In einer niedersächsischen Kleinstadt, in der Bundeswehr-Einheiten stationiert waren, sollte ein Gelöbnis zelebriert werden. Die örtliche Friedensinitiative verteilte Flugblätter, mit denen sie vor immer stärkerer, immer gefährlicherer, immer teurerer Aufrüstung warnte. Mit einer jungen Frau, die mir ein Flugblatt in die Hand drückte, kam ich ins Gespräch. Sie begleitete mich – oder ich sie – zum Festplatz, auf dem das militaristische Spektakel stattfinden sollte.


In einem großen Karree hatten sich die zu vereidigenden Rekruten, die Offiziere, denen sie künftig gehorchen sollten, die Honoratioren der Stadt und des umgebenden Landkreises sowie viele Mütter, Väter und Geschwister der jungen Soldaten aufgestellt, jeder auf seinem vorbestimmten Platz. Nicht zu vergessen auch die Blasmusiker. Fackeln wurden angezündet, während das Tageslicht allmählich verblasste. Hell angestrahlt war eine Plattform, die in das Karree hineinragte; an ihrem vorderen Ende stand das Rednerpult.

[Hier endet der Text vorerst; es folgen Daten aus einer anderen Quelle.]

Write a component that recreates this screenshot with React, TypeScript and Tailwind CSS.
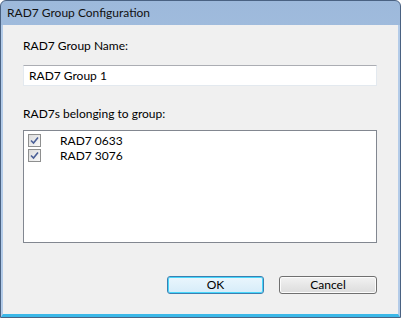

Alle Gespräche verstummten. Gleich musste der erste Redner auftreten. Flüsternd sagte ich der Flugblattverteilerin, mit der ich nach einem Rundgang am hinteren Ende der Plattform angelangt war: »Da vorn müsste jetzt jemand Euer Flugblatt vorlesen.« Es dauerte keine drei Sekunden, bis sie den Einfall auf sich bezog und zum Mikrofon schritt: schlank, langes blondes Haar, helles Sommerkleid.


Die Abiturientin Friederike – so viel hatte ich von ihr erfahren – kannte den Text gut genug, um ihn ganz ruhig, mit klarer, fester Stimme vorlesen zu können, Satz für Satz. Jeder wirkte plausibel Die Lautsprecheranlage funktionierte. Unvorstellbar, dass hier irgendetwas nicht programmgemäß ablief. Fasziniert von dem Anblick und der Stimme blieben die Angetretenen starr und still. Friederike konnte einen weiteren Satz gegen die Militarisierung der Politik vortragen und dann noch einen, bis Unruhe aufkam und Offiziere zu ihr traten, um den störenden Engel aus dem Scheinwerferlicht zurückzudrängen.


Das ist etliche Jahre her. Aber ich vermute, dass sich diese Szene nicht wenigen Menschen in der kleinen niedersächsischen Stadt eingeprägt hat. Wie oft kommt es denn vor, dass jemand es nicht beim billigen »Jetzt müsste jemand …« belässt.
Um die Geschichte zu vervollständigen: Hin und wieder höre oder lese ich von Friederike Habermanns emanzipatorischen Ideen und Aktivitäten. Für mich ist das jedes Mal ein Moment der Freude.